How will upcoming major transportation projects affect daily life in our communities?

Traffic is so bad in Northern Virginia that transportation planners had to invent a new way to describe it. Planners often talk in terms of giving a grade to a road much like a report card. An "A" means free-flowing traffic, while an "F" means a stop-and go logjam. A few years ago, planners created the grade "G" to explain just how much worse than failing the roads in Northern Virginia are.

Now, after years of dashboard-pounding frustration, countless meetings, task forces, and promises, a plan that could result in hundreds of millions of dollars for transportation projects is on the verge of becoming reality.

Taking center stage will be the widening of the Capital Beltway and coming of Metrorail to Tysons Corner, Reston, Herndon, Dulles Airport and beyond.

The Beltway project is being built by private companies but will likely require some state funding to get off the ground. It could begin next spring and after five years of construction will add two lanes in each direction to Virginia’s portion of the Beltway. Three or more person carpools will use the lanes for free, but single or two-person vehicles will have to pay a toll that could range from 10 cents to $1 per mile.

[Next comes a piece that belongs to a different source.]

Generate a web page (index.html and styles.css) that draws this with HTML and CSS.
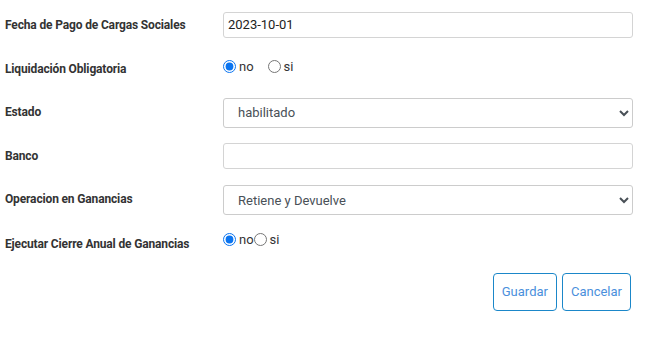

Metrorail will likely cost more than $4 billion and, once complete, is projected to remove tens of thousands of drivers from the roads each day. The line could open in 2015. By 2030, 80,300 people will begin or end their trip on the new Metro line each day, according to state projections.

There are dozens of smaller projects planned — roads to be widened, intersections to be improved, trails to be built — with projects sponsored by the county, region and state.

There will be cultural changes beyond traffic impacts. People will be able to travel from Tysons Corner Center to the Reston Town Center without using a car. Triggers embedded in the county’s Comprehensive Plan will allow office towers and condo complexes in Tysons Corner to grow even taller.

How will the lives of area residents change after that long march and will the angst during years upon years of highway construction be worth the result?

Will people be able to spend more time in their home than in their car or will continued growth mean the years of roadwork is just running to stand still?